If it’s been indexed, it’s searchable if not then the only way to see it is having a direct URL. You’re not going to find an automated way to see unindexed items unless you can predict new item IDs. You need to know the URL in order to use the automated approach and you’re not going to see the URL until it’s been indexed and is searchable.
Maybe you could set up something that performs the same search across the world in the hopes of hitting the freshest possible index. But that only gives you something on the order of seconds or minutes to react before it becomes available to everyone. You’d also have to constantly be applying the same search from multiple locations every few seconds. Ebay would likely take notice and ban your IPs.
Makes total sense and basically what I was assuming is the case.
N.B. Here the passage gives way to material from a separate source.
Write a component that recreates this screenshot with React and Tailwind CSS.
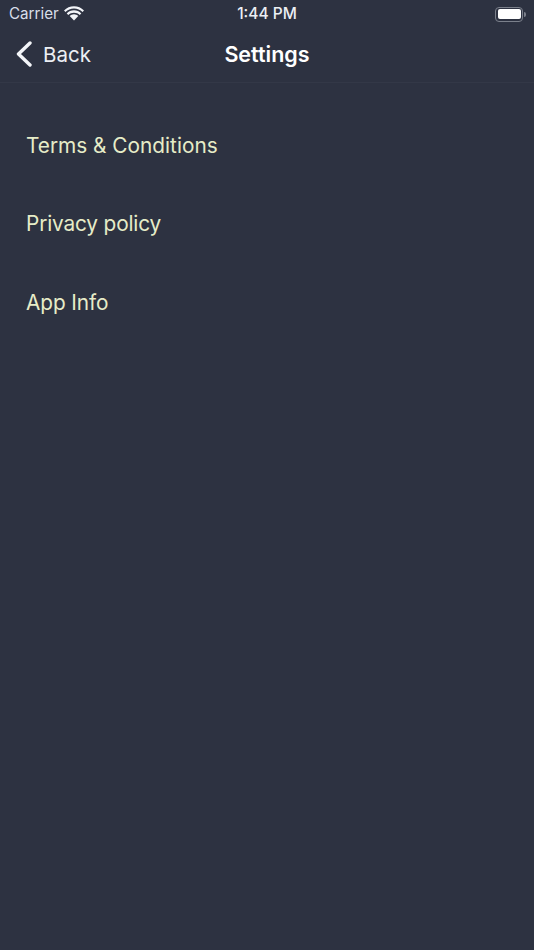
export default function App() {
  return (
    <div className="w-[534px] h-[950px] bg-[#2d3241] flex flex-col font-['Inter',sans-serif] overflow-hidden">
      <div className="h-[28px] flex items-center justify-between pl-[9px] pr-[8px] relative text-[#eceff4]">
        <div className="flex items-center gap-[5px]">
          <span className="text-[15.2px] leading-none text-[#d8dee9]">Carrier</span>
          <svg width="20" height="15" viewBox="0 0 20 15" fill="#f2f4f8">
            <path d="M10 2.6c-3.3 0-6.3 1.3-8.5 3.4L0 4.4C2.6 1.8 6.1.2 10 .2s7.4 1.6 10 4.2L18.500 6C16.300 3.900 13.300 2.600 10 2.600z" />
            <path d="M10 6.700c-2.200 0-4.200.9-5.700 2.300L2.700 7.400C4.600 5.500 7.200 4.300 10 4.300s5.400 1.200 7.300 3.100L15.700 9C14.200 7.600 12.200 6.700 10 6.700z" />
            <path d="M10 8.300c1.700 0 3.200.7 4.300 1.800L10 14.500 5.700 10.100C6.800 9 8.300 8.300 10 8.300z" />
          </svg>
        </div>
        <span className="absolute left-0 right-0 text-center text-[15.5px] font-medium leading-none text-[#eceff4]">1:44 PM</span>
        <div className="flex items-center gap-[1px]">
          <div className="w-[28px] h-[15px] rounded-[4px] border border-[#7b808b] p-[1.5px]">
            <div className="w-full h-full rounded-[2px] bg-white" />
          </div>
          <div className="w-[2px] h-[5px] rounded-r-sm bg-[#7b808b]" />
        </div>
      </div>
      <div className="h-[55px] flex items-center justify-center relative border-b border-[#333847]">
        <div className="absolute left-[16px] top-[13px] flex items-center gap-[11px]">
          <svg width="16" height="26" viewBox="0 0 16 26" fill="none" stroke="#f4f6f9" strokeWidth="3.4" strokeLinecap="round" strokeLinejoin="round">
            <path d="M14 2 L2.500 13 L14 24" />
          </svg>
          <span className="text-[20.5px] leading-none text-[#eceff4] pt-[3px]">Back</span>
        </div>
        <span className="text-[21.5px] font-semibold leading-none text-white">Settings</span>
      </div>
      <div className="flex flex-col pt-[47px] pl-[26px]">
        <div className="h-[32px] mb-[46px] flex items-center text-[20.8px] leading-none text-[#e6ecc8]">Terms &amp; Conditions</div>
        <div className="h-[32px] mb-[47px] flex items-center text-[20.8px] tracking-[-0.15px] leading-none text-[#e6ecc8]">Privacy policy</div>
        <div className="h-[32px] flex items-center text-[20.8px] tracking-[-0.1px] leading-none text-[#e6ecc8]">App Info</div>
      </div>
    </div>
  );
}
If I’m reading your reply correctly you also believe that region may impact the “freshness” of the indexed search results?
When it comes to buying up fresh listings those seconds can be very valuable. In the end it wouldn’t matter to eBay, they get their fee regardless once the item sells and this only applies in the case of buy it now listings.
And I’m afraid spoofing my location across the world is a bit over my head (even just for testing purposes).
I have no definitive evidence but like I said in my first post, ebay probably has a large enough index to justify storing it on a distributed cluster. This necessitates replication like you said. It’s been proven that when you have this set up you either have to choose between having your service always available or always consistent for all users, you can’t have both (the so-called CAP theorem). Ebay will no doubt choose availability over consistency which means some searches may use a fresher version of the search index.
So yes, I’m saying that there’s a good chance different people may get different search results for a brief period of time.